Début mai 2002, une première dans l’espace publicitaire public : des centaines d’affiches 4 x 3 m sont déployées dans les rues de la ville, avec en vedette le monsieur au gros cigare. La Finance Bank propose à ses clients un compte d’épargne un peu spécial : des emprunts de l’État en dollars, avec un rendement deux fois plus important que vos dépôts bancaires classiques. «Le client désirant adhérer à ce compte doit acheter auprès de la banque des eurobons de l’État libanais pour une valeur minimale de 3 000 $ qu’il bloquera pour 3 ans. Il pourra bénéficier d’un intérêt annuel de 10,25 % qui lui sera distribué tous les 6 mois. Ainsi, celui qui bloque 8 000 $ sur 3 ans profitera de 810 dollars d’intérêt annuel, soit 410 $ tous les 6 mois», nous explique le directeur du département des bons du Trésor à la Finance Bank, Bassam Atwé.
La Finance Bank joue le rôle d’intermédiaire (“broker” pour le compte de l’État) en contrepartie d’une marge bénéficiaire de 0,5 ou 0,25 %. Elle achète des eurobons auprès de la BDL au fur et à mesure de la demande. Une demande croissante depuis l’annonce du compte a gonflé les dépôts à la Finance Bank, en 6 jours, de 10 millions $ et lui a permis, en outre, de vendre des eurobons à des dizaines de millions de dollars.
Quant à la possibilité de revente des titres achetés, elle peut être exécutée à tout moment. Lors d’un besoin de liquidités, l’investisseur peut placer ces titres sur le marché, mais leur vente dépendra de l’offre et de la demande. «Alors qu’un taux d’escompte est clairement établi par la BDL lors du rachat de bons du Trésor en LL (selon une formule établie), ceci n’a pas encore été prévu pour les obligations en devises», clarifie Bassam Atwé. Ainsi, les eurobons sont liquéfiables, tout en comportant un risque de fluctuation de leur valeur lors de la revente.
Suite à la médiatisation des offres d’eurobons, plusieurs banquiers de la place avouent avoir observé un transfert de dépôts en dollars vers des comptes en eurobons – que des banques offraient déjà sans tapage médiatique.

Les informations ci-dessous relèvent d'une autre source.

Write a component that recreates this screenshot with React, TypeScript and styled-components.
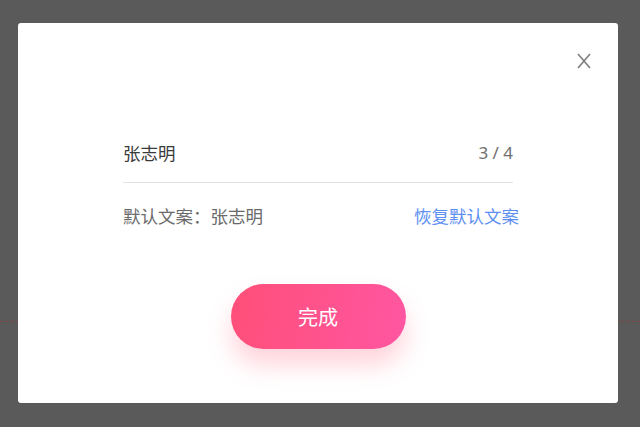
import React from "react";
import styled, { createGlobalStyle } from "styled-components";

const Global = createGlobalStyle`
  html, body { margin: 0; padding: 0; }
  body {
    font-family: "Noto Sans CJK SC", "Noto Sans", sans-serif;
    background: #5a5a5a;
  }
`;

const Page = styled.div`
  position: relative;
  width: 640px;
  height: 427px;
  background: #5a5a5a;
  overflow: hidden;
  display: flex;
  align-items: flex-start;
  justify-content: flex-start;
  padding: 23px 0 0 18px;
  box-sizing: border-box;
`;

const Guide = styled.div`
  position: absolute;
  left: 0;
  right: 0;
  top: 321px;
  border-top: 1px dashed #7a4646;
`;

const Modal = styled.div`
  position: relative;
  width: 600px;
  height: 380px;
  background: #ffffff;
  border-radius: 3px;
  box-sizing: border-box;
  padding: 118px 105px 0;
  display: flex;
  flex-direction: column;
`;

const Close = styled.button`
  position: absolute;
  top: 30px;
  right: 27px;
  width: 14px;
  height: 16px;
  padding: 0;
  border: 0;
  background: transparent;
  cursor: pointer;
  display: flex;
`;

const Field = styled.div`
  display: flex;
  align-items: center;
  justify-content: space-between;
  line-height: 24px;
  padding-bottom: 17px;
  border-bottom: 1.5px solid #e2e2e2;
`;

const Value = styled.span`
  font-size: 17.5px;
  color: #3a3a3a;
`;

const Counter = styled.span`
  font-family: "Noto Sans", sans-serif;
  font-size: 17px;
  color: #6e6e6e;
`;

const DefaultRow = styled.div`
  display: flex;
  align-items: center;
  justify-content: space-between;
  line-height: 24px;
  margin-top: 21px;
  margin-right: -6px;
`;

const DefaultText = styled.span`
  font-size: 17.5px;
  color: #6a6a6a;
`;

const Restore = styled.a`
  font-size: 17.5px;
  color: #5d8ff2;
  cursor: pointer;
`;

const Done = styled.button`
  align-self: center;
  margin-top: 56px;
  width: 175px;
  height: 65px;
  border: 0;
  border-radius: 33px;
  background: linear-gradient(100deg, #ff4f78 0%, #ff56a2 100%);
  box-shadow: 0 16px 24px rgba(255, 100, 130, 0.28);
  color: #ffffff;
  font-family: "Noto Sans CJK SC", sans-serif;
  font-size: 20px;
  cursor: pointer;
`;

export default function App() {
  return (
    <Page>
      <Global />
      <Guide />
      <Modal>
        <Close aria-label="close">
          <svg width="14" height="16" viewBox="0 0 14 16">
            <path d="M1 1 L13 15 M13 1 L1 15" stroke="#808080" strokeWidth="1.7" fill="none" />
          </svg>
        </Close>
        <Field>
          <Value>张志明</Value>
          <Counter>3 / 4</Counter>
        </Field>
        <DefaultRow>
          <DefaultText>默认文案：张志明</DefaultText>
          <Restore>恢复默认文案</Restore>
        </DefaultRow>
        <Done>完成</Done>
      </Modal>
    </Page>
  );
}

Car, on rappelle que les taux d’intérêt servis sur les simples dépôts en devises bloqués auprès des banques ne dépassent pas en moyenne les 5,5 %. De plus, Bassam Atwé explique que depuis 16 ans la performance des bons du Trésor (en LL) a gagné la confiance des Libanais, encourageant ainsi maintenant les investissements en eurobons (en $).
D’autres versions
sur le marché
À la dernière émission obligataire de la Banque centrale, la souscription des banques de la place s’est élevée à 200 millions $, tandis que celle de la BLOM, à elle seule, a atteint un montant de 50 millions $. Selon un expert financier à Blominvest Bank, les bons du Trésor, contrairement à d’autres produits boursiers, sont des émissions liquides qu’il est facile de revendre. Les offres existent d’une façon permanente sur le marché. Et la BLOM, forte de sa large base de clientèle formée de Libanais, Syriens et Arabes, constitue un marché secondaire privilégié de ces bons, où les négoces se font en rapprochant l’offre de la demande (“back to back trade”).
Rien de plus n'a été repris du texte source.